Le Brexit entre dans le dur

Il aura donc fallu deux ans au gouvernement britannique pour accoucher d’une stratégie à peu près cohérente de sortie de l’Union européenne. C’est avant le vote fatidique du 23 juin 2016 que les partisans du repli sur soi auraient dû présenter une telle feuille de route, s’ils s’étaient montrés à la hauteur du rendez-vous historique qu’ils promettaient à leurs concitoyens. Du moins la direction est-elle aujourd’hui claire : la Première ministre Theresa May a fait le choix d’un « soft Brexit », fût-ce au prix d’une défection de deux poids lourds de sa majorité, Boris Johnson et David Davis. Mais à quelques mois du jour J, les obstacles dressés sur le chemin sont encore si nombreux que les acteurs de l’économie, déjà plongés dans la complexité opérationnelle et juridique de ce processus (lire notre Enquête p.28), doivent se préparer au pire.
Rien ne dit en effet que l’Union européenne et le Parlement britannique agréeront les actuelles propositions du 10, Downing Street. Le livre blanc dévoilé mi-juillet n’apporte toujours pas de réponse convaincante au risque de création d’une frontière dure entre les deux Irlandes, ce que les négociateurs européens ne se privent pas de rappeler.
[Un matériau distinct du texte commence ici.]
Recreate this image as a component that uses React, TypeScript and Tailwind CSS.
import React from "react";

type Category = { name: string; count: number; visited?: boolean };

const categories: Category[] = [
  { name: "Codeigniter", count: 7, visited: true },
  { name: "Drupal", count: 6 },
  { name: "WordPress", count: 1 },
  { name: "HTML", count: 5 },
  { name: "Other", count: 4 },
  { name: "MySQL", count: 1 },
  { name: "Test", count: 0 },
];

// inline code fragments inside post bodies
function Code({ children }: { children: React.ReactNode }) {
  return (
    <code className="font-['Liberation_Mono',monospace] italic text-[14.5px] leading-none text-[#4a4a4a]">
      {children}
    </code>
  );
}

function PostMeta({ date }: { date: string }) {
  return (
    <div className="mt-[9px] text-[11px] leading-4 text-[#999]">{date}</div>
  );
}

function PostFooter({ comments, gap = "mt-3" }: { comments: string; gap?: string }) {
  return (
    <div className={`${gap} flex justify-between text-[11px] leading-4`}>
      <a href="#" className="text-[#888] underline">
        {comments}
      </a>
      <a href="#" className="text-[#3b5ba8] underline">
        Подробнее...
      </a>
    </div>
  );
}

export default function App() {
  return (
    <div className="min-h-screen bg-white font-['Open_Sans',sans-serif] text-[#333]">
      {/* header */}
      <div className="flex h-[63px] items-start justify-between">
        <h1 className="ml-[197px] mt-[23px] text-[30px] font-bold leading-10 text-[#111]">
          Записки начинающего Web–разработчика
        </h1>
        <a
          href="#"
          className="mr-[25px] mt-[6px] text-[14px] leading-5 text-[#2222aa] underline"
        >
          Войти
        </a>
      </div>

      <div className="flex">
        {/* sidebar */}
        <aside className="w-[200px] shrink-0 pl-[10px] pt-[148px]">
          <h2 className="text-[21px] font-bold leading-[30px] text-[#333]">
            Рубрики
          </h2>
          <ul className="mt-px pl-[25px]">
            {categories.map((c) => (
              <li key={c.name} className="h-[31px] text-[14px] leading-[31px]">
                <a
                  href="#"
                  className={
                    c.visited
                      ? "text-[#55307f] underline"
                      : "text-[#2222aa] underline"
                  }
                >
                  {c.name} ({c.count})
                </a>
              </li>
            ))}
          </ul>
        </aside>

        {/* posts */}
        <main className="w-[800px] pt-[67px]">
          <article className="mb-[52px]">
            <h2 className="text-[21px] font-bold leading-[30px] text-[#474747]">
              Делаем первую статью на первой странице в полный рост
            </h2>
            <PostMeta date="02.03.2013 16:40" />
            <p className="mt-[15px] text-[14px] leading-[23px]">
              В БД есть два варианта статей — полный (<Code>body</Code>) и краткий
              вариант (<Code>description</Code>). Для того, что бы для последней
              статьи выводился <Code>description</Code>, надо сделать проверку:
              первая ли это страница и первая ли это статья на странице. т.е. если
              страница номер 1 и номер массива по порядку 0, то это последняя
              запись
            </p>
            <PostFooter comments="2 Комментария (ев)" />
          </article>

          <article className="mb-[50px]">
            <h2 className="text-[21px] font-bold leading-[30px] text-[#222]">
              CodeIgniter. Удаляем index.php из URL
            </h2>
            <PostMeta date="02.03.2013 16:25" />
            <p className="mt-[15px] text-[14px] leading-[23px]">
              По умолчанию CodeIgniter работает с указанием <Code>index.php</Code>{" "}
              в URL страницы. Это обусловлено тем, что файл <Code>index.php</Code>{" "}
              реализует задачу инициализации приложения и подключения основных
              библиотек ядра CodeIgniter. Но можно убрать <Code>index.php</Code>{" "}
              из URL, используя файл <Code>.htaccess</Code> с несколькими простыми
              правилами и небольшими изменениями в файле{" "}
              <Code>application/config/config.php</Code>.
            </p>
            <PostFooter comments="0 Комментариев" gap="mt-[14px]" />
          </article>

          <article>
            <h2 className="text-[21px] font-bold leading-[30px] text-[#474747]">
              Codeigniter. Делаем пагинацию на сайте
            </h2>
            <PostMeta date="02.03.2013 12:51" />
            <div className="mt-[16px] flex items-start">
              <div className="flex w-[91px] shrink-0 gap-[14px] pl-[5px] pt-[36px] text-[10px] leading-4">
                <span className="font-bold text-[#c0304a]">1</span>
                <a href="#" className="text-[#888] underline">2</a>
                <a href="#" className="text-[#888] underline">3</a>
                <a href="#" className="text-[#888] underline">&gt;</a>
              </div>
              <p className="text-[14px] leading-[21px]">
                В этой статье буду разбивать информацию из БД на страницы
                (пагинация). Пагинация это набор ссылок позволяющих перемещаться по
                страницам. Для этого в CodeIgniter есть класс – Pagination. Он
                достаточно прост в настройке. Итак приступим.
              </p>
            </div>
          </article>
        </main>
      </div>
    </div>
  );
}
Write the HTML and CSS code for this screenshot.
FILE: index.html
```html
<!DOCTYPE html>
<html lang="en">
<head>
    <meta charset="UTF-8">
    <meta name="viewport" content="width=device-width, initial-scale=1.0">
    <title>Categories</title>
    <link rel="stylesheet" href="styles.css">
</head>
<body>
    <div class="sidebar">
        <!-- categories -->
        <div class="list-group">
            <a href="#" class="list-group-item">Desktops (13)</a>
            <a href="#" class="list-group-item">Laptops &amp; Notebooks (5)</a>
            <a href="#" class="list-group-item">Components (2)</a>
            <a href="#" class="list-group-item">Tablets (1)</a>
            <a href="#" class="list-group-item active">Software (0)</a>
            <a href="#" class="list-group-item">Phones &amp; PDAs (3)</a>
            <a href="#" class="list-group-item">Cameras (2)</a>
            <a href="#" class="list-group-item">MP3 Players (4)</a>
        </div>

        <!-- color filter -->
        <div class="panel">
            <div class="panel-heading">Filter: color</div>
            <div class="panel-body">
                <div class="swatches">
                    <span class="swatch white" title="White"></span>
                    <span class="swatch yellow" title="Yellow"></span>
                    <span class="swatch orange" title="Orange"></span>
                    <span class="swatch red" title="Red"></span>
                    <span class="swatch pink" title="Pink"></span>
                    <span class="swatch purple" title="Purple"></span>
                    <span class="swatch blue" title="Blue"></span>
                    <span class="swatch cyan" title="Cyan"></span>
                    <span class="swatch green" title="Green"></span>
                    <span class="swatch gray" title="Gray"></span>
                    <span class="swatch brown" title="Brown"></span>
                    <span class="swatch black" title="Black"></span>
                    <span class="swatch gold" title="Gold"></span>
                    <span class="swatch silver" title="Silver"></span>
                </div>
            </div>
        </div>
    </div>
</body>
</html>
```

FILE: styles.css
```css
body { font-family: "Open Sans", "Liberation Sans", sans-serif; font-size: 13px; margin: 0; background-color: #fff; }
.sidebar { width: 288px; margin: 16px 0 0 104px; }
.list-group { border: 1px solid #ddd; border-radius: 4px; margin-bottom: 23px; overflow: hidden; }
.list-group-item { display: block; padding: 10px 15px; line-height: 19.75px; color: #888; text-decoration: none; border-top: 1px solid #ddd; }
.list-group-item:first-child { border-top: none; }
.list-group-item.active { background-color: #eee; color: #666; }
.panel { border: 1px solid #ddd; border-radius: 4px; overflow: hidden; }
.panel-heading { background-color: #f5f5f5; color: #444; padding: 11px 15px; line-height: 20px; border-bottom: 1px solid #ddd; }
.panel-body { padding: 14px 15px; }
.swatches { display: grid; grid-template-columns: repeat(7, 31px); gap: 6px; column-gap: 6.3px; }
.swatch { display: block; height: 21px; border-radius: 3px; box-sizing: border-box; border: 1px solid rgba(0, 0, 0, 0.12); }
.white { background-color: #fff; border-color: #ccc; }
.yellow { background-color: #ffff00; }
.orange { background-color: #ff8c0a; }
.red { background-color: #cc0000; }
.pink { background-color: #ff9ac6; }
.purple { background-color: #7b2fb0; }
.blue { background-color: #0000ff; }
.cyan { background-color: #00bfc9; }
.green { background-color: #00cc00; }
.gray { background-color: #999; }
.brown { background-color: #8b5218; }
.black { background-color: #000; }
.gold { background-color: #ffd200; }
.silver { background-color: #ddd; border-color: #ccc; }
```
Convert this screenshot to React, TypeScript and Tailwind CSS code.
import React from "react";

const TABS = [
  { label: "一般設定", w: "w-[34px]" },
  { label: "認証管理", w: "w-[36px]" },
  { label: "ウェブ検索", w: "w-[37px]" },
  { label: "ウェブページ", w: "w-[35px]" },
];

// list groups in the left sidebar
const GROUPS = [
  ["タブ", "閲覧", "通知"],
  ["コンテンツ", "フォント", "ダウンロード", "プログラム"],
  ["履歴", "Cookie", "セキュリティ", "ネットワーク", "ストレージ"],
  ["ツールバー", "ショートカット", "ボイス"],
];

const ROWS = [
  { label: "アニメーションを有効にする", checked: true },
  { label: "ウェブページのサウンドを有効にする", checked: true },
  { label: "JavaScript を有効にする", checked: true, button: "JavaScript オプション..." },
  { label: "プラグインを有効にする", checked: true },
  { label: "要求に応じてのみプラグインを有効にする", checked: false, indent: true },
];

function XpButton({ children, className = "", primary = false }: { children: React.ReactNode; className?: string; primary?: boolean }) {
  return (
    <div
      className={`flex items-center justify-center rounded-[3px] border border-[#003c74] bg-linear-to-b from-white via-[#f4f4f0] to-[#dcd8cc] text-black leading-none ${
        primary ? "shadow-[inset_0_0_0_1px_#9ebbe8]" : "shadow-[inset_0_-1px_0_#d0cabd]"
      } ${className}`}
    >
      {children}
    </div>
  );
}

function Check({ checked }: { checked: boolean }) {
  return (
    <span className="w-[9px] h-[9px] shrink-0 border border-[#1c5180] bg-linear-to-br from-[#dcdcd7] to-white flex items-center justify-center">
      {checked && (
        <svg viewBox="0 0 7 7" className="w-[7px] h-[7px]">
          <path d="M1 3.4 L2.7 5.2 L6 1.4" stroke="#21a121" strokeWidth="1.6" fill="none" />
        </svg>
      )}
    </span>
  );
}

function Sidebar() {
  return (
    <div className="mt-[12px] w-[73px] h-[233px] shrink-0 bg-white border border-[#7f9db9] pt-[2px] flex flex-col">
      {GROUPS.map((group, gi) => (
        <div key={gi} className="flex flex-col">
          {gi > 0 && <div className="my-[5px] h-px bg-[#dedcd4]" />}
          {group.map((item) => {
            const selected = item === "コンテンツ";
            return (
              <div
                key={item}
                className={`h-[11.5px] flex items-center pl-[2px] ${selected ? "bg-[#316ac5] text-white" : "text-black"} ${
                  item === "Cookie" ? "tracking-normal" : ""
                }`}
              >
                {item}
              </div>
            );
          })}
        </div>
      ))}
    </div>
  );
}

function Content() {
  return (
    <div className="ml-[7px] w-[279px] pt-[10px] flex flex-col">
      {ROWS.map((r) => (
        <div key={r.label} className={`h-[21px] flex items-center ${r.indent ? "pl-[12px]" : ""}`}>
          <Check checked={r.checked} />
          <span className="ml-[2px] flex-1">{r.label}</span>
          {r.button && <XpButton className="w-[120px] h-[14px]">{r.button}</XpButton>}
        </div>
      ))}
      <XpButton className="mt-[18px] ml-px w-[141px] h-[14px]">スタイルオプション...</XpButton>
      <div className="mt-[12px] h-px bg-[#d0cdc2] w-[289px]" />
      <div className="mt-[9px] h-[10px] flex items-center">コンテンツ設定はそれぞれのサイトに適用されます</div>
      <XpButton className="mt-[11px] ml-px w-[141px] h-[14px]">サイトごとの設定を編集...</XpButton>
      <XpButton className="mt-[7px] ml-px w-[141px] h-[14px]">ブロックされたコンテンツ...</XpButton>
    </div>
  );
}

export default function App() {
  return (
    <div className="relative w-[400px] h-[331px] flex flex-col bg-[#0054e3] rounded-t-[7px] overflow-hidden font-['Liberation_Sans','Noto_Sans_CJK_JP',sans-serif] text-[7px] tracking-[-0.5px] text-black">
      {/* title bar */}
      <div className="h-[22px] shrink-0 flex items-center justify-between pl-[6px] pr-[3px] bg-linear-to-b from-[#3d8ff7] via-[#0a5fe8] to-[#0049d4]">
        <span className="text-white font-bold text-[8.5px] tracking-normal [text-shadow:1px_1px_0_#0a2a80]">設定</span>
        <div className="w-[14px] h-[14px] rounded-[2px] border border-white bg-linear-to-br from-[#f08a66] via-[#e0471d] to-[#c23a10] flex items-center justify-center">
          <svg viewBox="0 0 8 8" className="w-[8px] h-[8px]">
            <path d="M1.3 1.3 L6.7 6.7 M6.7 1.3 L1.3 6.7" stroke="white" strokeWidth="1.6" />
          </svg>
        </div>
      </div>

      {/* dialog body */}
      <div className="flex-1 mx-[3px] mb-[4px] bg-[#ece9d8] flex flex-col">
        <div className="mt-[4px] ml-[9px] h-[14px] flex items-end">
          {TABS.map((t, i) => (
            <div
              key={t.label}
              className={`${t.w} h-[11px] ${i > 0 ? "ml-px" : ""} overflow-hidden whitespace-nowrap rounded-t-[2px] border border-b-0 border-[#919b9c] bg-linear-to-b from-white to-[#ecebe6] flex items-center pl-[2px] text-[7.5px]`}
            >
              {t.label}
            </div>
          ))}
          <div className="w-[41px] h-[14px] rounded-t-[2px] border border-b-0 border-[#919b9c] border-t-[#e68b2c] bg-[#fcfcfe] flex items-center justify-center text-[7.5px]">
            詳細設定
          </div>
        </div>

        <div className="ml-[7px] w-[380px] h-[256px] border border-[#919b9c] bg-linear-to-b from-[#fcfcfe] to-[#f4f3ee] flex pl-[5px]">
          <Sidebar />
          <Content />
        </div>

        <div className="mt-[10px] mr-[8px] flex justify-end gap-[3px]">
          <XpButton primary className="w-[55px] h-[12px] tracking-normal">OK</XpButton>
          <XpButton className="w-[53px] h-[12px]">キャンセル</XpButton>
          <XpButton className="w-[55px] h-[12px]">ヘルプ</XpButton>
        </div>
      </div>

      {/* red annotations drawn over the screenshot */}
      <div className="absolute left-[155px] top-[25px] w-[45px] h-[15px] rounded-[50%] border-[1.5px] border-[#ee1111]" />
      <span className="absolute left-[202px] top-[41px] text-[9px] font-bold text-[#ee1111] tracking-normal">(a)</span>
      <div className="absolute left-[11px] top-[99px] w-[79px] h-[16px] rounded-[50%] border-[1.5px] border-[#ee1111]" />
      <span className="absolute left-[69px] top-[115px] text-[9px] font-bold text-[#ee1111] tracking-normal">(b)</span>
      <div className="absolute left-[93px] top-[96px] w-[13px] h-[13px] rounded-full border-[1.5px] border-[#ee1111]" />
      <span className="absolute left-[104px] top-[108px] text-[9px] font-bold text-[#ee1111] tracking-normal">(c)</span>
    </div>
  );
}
En demandant, pour ses marchandises, le maintien d’une zone de libre-échange, le Royaume-Uni se soumettra de fait aux règles établies par l’Union européenne et affaiblira sa capacité à signer, seul, des traités commerciaux avec des grandes puissances – comme Donald Trump l’a brutalement résumé avec son sens aigu du rapport de force. Cette position de vassal ne peut qu’alimenter le sentiment de trahison chez les tenants d’un Brexit dur, et renforcer l’esprit frondeur qui règne à la Chambre des communes.
La City, elle aussi, peut s’estimer flouée, même si elle s’éveille douloureusement au principe de réalité. Sur le front des services, tout particulièrement financiers, le gouvernement a enfin renoncé à la chimère d’une reconnaissance mutuelle, autre nom d’un passeport européen que le pays n’aurait su décemment conserver. Il se résout à un système d’équivalence comme il en existe tant entre l’Europe et les pays tiers, mais en réclamant un régime amélioré au nom des liens forts qui unissent les marchés de capitaux européens à la place londonienne. Ces procédures d’équivalences, éparpillées entre différentes réglementations sectorielles, sont à l’entière discrétion de la Commission européenne et offrent une protection juridique toute relative. L’occasion est belle de leur donner un cadre plus clair à l’occasion du Brexit. Pour autant, on voit mal ce qui justifierait aux yeux de l’exécutif européen d’accorder à Londres, place financière concurrente de Paris ou Francfort, un traitement de faveur dont ni les Etats-Unis ni la Suisse ne bénéficient à ce stade.
Le plan le moins irréaliste qu’ait produit le Royaume-Uni en deux ans s’expose donc au risque d’un rejet à Bruxelles et dans les parlements nationaux. Quand bien même il passerait cette double épreuve, sa mise en application pratique réclamera sans doute des années d’efforts. Le Brexit dur n’est jamais loin, et un professionnel averti en vaut deux.